Pynchon and Gaddis
Otto
ottosell at yahoo.de
Mon Jul 1 09:06:41 CDT 2002
Robert:
>
> > It's interesting that William Gaddis's early (unpublished) play _Once at
> > Antietam_, long excerpts from the original script of which crop up as a
> > play written by one of the characters in his 1994 novel _A Frolic of His
> > Own_ likewise "brings up this whole question of wage slaves in the
> > North" (_A Frolic of His Own_ 107) being the equivalent of Negro
> > slaves in the South.
> > It's quite a radical proposition, but one which neither text is
> > dismissing lightly. I think this sort of revisionism of the conventional
< > revisionist posture which we see in both texts is quite radical and
ground-breaking.
> > And I do believe that there's a real affinity between Gaddis's and
Pynchon's
> > work in general, whether conscious or not.
>
> > best
>
I wrote:
Yeah, you know that I love _A Frolic of His Own_ especially partly because
of this play written into the text.
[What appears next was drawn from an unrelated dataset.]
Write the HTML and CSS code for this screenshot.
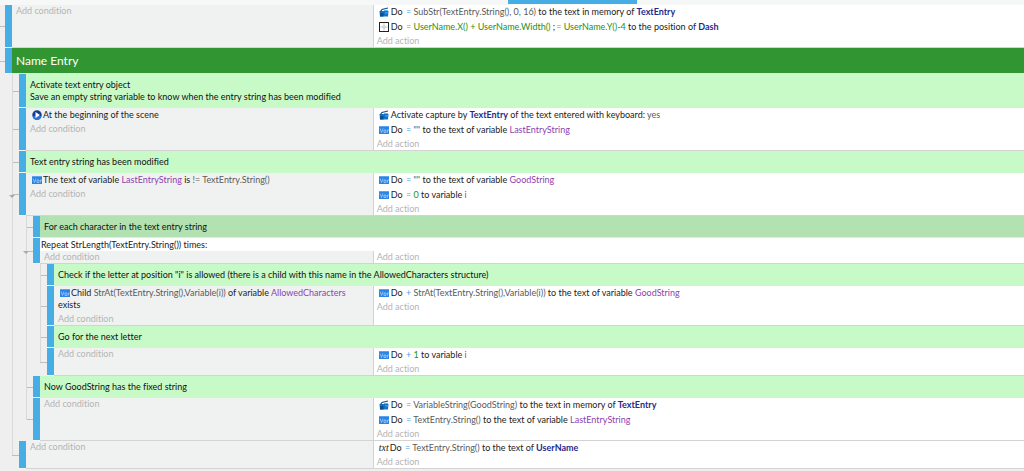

On the Rasterfahndung-CD Gaddis offers
the opinion that they both have read very little of each other:
"I haven't read . . . I think he and I read very little of each others work
and I would doubt (...) he seems very sui generis, very, he does what he
wants to (...) and we both I think stumbled on this, suddenly absurd, this
notion of entropy."
(track 11, 02:30--03.12)
Well, if he has read only little of Pynchon how does he know if Pynchon
hasn't read more of him?
-------------------------------------------
Let me add:
I think both novels add to a greater picture of the early USA. One more
concerned with the Revolution, one with the Civil War. And both are
discussing questions of the legal system.